The thought and detail that went into the astounding battle scene between Doc Ock and Spidey atop the speeding train rivals that of any movie ever made – so many minute details all working together to create a breath-stopping experience – and plausible, in that world where these super beings live. As just one example of those thousands of details: when Spider-man smashes out through the train windows sideways, he shoots his web with both hands back at the body of the train and pulls himself back onto the side of the moving train before we can even think of how he was going to save himself. Brilliant! Times 1000.
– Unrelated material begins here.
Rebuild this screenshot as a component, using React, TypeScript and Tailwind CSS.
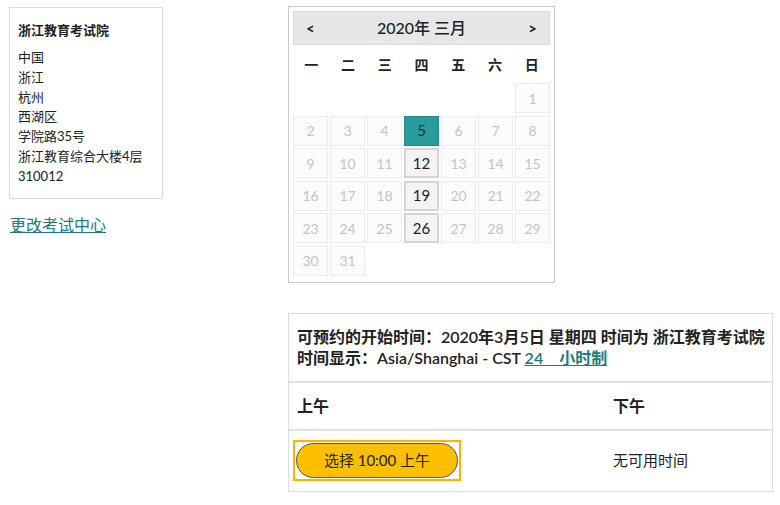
import React from 'react'

const font = "font-['Lato','Noto_Sans_CJK_SC',sans-serif]"

const weekdays = ['一', '二', '三', '四', '五', '六', '日']
const available = [12, 19, 26]
const selected = 5

const DayCell = ({ day }: { day: number | null }) => {
    if (day === null) return <div className="h-[30px]"></div>
    if (day === selected) {
        return (
            <div className="h-[30px] flex items-center justify-center bg-[#2a9c9e] border border-[#238587] text-[15px] text-[#1f2a2a]">
                {day}
            </div>
        )
    }
    if (available.includes(day)) {
        return (
            <div className="h-[30px] flex items-center justify-center bg-[#f4f4f4] border-2 border-[#d4d4d4] text-[15px] text-[#222]">
                {day}
            </div>
        )
    }
    return (
        <div className="h-[30px] flex items-center justify-center bg-[#fcfcfc] border border-[#ececec] text-[14px] text-[#c4c4c4]">
            {day}
        </div>
    )
}

const Calendar = () => {
    // 2020年3月1日是星期日
    const days: (number | null)[] = [null, null, null, null, null, null]
    for (let d = 1; d <= 31; d++) days.push(d)

    return (
        <div className="w-[267px] border border-[#cacaca] pt-[4px] px-[4px] pb-[6px] bg-white">
            <div className="h-[34px] flex items-center justify-between bg-[#e7e7e7] border border-[#dcdcdc] px-[12px]">
                <span className="text-[15px] font-bold text-[#222]">&lt;</span>
                <span className="text-[16px] font-medium text-[#222]">2020年 三月</span>
                <span className="text-[15px] font-bold text-[#222]">&gt;</span>
            </div>
            <div className="grid grid-cols-7 h-[38px] items-center">
                {weekdays.map((w) => (
                    <div key={w} className="text-center text-[14px] font-bold text-[#222]">{w}</div>
                ))}
            </div>
            <div className="grid grid-cols-7 gap-x-[2px] gap-y-[2.5px]">
                {days.map((d, i) => (
                    <DayCell key={i} day={d} />
                ))}
            </div>
        </div>
    )
}

const App = () => {
    return (
        <div className={`${font} w-[780px] h-[505px] bg-white text-[#222] flex`}>
            <div className="ml-[9px] mt-[7px] w-[154px] flex flex-col">
                <div className="border border-[#dddddd] pl-[8px] pt-[12px] pb-[11px]">
                    <div className="text-[13px] font-bold leading-[20px]">浙江教育考试院</div>
                    <div className="mt-[8px] text-[13px] leading-[19.8px]">
                        <div>中国</div>
                        <div>浙江</div>
                        <div>杭州</div>
                        <div>西湖区</div>
                        <div>学院路35号</div>
                        <div>浙江教育综合大楼4层</div>
                        <div>310012</div>
                    </div>
                </div>
                <a href="#" className="mt-[16px] ml-[1px] text-[16px] leading-[20px] text-[#217b7d] underline">更改考试中心</a>
            </div>

            <div className="ml-[125px] mt-[6px] flex flex-col">
                <Calendar />
                <div className="mt-[30px] w-[485px] border border-[#dddddd]">
                    <div className="border-b-2 border-[#e2e2e2] pl-[8px] pt-[12px] pb-[13px] text-[16px] font-semibold leading-[21px] whitespace-nowrap">
                        <div>可预约的开始时间：2020年3月5日 星期四 时间为 浙江教育考试院</div>
                        <div>
                            时间显示：Asia/Shanghai - CST{' '}
                            <a href="#" className="text-[#217b7d] underline">24　小时制</a>
                        </div>
                    </div>
                    <div className="flex h-[48px] items-center border-b-2 border-[#e2e2e2] text-[16px] font-semibold">
                        <div className="w-[316px] pl-[8px]">上午</div>
                        <div className="pl-[8px]">下午</div>
                    </div>
                    <div className="flex h-[60px] items-center text-[15px]">
                        <div className="w-[316px] pl-[4px]">
                            <div className="inline-flex border-2 border-[#fbb400] p-[1px] bg-white">
                                <button className="w-[162px] h-[35px] rounded-full bg-[#fdbf00] border border-[#555] text-[15px] text-[#222]">
                                    选择 10:00 上午
                                </button>
                            </div>
                        </div>
                        <div className="pl-[8px]">无可用时间</div>
                    </div>
                </div>
            </div>
        </div>
    )
}

export default App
Danny Elfman‘s Spider-man Theme – that horn line, which always makes me stifle a tear – is epic in its sweeping poignancy, tastefully regal, a superhero’s lament. And the web-swinging tears the breath from your lungs with its breakneck daredevilry.
Peter reveals his identity to Mary-Jane in the most auspicious of heroic deeds – he holds up a building that is about to topple on her. Isn’t it every schoolboy’s fantasy to meet a girl that way?
And I love that his head is the exact, correct roundness.